= Given exercise =
Pick out the lines below with "page" and list them.

= A block of data =
┄┄┄┄┄┄┄┄┄┄┄┄┄┄┄┄┄┄┄┄

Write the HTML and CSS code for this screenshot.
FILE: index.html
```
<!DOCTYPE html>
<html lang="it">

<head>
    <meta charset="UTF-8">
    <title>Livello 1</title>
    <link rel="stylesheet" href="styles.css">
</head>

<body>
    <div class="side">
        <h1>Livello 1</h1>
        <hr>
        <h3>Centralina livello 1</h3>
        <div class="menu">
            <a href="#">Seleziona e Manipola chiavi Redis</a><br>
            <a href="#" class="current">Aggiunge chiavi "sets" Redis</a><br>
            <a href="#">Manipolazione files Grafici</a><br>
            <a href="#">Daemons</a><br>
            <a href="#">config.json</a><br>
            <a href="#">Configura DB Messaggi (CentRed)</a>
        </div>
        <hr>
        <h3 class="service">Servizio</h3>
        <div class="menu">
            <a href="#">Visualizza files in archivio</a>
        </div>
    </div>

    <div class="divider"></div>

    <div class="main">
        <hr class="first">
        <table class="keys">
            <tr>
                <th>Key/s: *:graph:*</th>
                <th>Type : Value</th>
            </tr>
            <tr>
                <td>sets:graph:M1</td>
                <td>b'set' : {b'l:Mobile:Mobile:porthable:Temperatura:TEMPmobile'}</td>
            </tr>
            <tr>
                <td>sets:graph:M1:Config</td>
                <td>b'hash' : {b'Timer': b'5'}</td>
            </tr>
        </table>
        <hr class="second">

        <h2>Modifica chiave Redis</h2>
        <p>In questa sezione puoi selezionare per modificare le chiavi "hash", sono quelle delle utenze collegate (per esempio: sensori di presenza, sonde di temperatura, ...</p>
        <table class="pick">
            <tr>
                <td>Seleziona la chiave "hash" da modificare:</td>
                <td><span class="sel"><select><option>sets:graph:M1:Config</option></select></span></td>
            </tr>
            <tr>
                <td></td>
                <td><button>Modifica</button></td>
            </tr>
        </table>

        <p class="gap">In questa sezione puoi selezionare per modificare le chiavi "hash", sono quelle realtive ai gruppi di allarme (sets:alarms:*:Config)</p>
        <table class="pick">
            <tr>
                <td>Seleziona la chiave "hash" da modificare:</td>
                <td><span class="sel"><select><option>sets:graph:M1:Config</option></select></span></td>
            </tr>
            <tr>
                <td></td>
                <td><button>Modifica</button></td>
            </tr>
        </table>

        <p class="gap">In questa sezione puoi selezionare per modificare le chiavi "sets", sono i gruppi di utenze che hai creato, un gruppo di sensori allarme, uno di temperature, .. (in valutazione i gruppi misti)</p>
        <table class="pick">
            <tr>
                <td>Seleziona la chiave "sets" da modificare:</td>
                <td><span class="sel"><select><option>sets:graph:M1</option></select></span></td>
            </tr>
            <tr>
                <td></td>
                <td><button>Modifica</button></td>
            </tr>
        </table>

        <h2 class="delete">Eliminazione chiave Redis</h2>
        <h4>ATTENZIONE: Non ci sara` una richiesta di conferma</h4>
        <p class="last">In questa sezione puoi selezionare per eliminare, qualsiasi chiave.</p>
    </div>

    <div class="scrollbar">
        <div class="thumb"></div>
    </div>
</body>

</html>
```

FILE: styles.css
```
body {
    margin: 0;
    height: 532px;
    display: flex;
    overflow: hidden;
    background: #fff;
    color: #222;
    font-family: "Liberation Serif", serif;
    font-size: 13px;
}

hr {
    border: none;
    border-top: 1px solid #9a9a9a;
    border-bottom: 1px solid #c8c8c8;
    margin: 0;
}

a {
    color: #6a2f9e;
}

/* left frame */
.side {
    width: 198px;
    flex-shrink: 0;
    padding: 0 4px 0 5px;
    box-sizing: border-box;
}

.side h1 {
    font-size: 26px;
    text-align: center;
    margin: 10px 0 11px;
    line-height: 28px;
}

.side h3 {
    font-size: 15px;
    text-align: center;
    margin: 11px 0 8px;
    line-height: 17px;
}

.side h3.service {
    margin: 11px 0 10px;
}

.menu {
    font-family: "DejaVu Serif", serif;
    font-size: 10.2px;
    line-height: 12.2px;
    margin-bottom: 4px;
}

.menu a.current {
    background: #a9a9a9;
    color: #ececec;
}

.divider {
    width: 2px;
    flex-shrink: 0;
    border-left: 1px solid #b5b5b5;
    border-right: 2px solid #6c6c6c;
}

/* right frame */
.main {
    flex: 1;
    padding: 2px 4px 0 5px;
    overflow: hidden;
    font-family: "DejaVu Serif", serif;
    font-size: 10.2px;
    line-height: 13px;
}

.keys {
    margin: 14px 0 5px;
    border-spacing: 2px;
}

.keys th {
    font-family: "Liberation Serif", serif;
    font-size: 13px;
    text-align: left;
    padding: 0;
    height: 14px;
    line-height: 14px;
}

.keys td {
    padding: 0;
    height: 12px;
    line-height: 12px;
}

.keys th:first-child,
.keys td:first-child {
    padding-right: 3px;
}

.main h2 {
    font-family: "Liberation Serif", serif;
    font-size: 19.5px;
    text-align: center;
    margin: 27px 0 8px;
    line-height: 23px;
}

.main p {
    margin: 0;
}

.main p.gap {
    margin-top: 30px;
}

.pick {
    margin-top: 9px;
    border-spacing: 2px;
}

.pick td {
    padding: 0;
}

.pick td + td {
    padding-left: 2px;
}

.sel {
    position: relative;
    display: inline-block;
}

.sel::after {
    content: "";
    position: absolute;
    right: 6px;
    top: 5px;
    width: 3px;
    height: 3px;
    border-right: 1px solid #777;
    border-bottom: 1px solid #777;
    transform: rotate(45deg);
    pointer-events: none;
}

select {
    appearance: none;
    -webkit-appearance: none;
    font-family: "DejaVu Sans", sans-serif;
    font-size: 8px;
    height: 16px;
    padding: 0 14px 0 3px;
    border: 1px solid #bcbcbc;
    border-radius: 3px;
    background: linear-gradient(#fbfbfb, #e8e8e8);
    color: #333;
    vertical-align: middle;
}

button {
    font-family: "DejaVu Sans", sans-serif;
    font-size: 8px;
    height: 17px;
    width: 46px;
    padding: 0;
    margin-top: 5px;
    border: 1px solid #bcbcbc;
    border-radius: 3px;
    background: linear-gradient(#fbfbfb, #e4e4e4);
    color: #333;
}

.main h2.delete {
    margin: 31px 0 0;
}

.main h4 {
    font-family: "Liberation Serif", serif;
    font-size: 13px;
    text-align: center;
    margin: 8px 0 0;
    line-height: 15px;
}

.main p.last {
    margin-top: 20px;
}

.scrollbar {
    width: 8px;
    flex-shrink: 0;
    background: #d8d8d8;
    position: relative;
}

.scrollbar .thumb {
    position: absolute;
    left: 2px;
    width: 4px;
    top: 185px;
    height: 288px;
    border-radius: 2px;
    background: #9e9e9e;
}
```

┄┄┄┄┄┄┄┄┄┄┄┄┄┄┄┄┄┄┄┄

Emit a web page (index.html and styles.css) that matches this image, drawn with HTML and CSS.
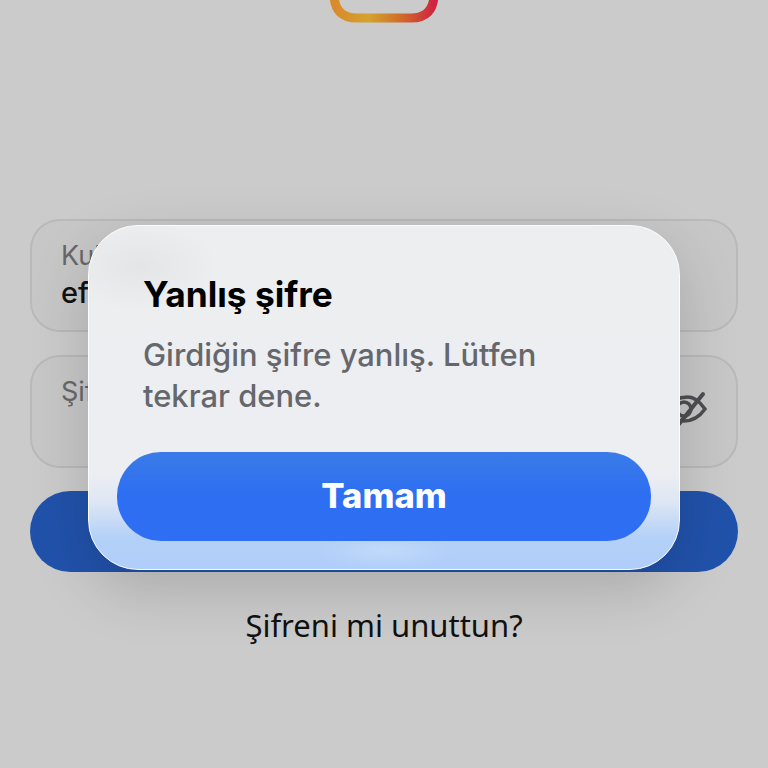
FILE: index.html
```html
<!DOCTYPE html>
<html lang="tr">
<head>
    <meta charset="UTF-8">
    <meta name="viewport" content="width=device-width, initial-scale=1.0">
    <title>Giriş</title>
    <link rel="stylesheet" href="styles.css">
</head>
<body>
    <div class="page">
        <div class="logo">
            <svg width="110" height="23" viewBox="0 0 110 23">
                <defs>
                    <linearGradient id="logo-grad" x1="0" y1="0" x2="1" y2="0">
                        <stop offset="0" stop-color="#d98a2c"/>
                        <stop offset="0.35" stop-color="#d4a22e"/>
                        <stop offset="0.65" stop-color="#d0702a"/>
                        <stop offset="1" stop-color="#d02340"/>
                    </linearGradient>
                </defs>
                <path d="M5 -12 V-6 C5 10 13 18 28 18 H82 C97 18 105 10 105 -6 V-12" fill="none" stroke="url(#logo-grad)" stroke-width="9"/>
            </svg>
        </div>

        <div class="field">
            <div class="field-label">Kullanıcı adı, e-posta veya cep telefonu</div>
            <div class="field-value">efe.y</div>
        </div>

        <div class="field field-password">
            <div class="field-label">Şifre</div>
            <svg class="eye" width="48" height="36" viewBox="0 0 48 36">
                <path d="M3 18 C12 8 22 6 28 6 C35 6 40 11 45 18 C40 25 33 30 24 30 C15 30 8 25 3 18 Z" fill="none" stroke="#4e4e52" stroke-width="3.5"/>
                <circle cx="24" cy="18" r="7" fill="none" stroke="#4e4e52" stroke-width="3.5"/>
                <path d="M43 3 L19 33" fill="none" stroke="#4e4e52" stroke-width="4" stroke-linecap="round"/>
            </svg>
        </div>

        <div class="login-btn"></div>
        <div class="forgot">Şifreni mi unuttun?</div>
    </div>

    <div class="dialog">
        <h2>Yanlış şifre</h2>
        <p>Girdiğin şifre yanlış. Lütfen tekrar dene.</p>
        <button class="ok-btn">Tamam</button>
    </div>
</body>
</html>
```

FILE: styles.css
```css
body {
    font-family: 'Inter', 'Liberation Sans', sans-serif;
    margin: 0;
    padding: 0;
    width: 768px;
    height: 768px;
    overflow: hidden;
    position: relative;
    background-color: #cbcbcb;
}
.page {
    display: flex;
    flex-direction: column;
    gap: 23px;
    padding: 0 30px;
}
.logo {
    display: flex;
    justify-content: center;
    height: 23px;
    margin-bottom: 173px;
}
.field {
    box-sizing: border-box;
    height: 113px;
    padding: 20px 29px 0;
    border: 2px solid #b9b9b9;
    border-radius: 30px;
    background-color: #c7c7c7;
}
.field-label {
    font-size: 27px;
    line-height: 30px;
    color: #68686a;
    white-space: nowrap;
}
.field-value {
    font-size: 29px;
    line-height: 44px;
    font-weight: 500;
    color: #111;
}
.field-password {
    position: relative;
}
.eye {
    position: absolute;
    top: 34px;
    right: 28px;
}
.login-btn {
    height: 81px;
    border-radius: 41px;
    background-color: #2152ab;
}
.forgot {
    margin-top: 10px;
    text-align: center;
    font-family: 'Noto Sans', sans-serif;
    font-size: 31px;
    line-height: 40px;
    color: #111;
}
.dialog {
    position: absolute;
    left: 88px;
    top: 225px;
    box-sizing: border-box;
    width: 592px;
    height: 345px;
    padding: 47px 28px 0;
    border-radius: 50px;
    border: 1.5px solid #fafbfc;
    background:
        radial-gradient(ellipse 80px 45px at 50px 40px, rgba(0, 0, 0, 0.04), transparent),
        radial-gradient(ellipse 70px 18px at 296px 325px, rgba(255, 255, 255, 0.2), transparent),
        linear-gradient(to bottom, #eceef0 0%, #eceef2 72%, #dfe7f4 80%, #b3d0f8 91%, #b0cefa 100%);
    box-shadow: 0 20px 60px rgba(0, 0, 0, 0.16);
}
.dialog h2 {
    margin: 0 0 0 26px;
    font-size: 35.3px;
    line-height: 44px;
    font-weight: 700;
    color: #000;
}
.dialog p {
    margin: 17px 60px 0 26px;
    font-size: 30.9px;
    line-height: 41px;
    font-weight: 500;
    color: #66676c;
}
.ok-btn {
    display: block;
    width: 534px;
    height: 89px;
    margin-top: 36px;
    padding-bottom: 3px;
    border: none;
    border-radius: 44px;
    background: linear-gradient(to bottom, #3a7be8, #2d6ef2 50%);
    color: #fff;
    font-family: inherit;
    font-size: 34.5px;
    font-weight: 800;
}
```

┄┄┄┄┄┄┄┄┄┄┄┄┄┄┄┄┄┄┄┄

= Answer to this task =
Emit a web page (index.html and styles.css) that matches this image, drawn with HTML and CSS.
    <div class="page">
.page {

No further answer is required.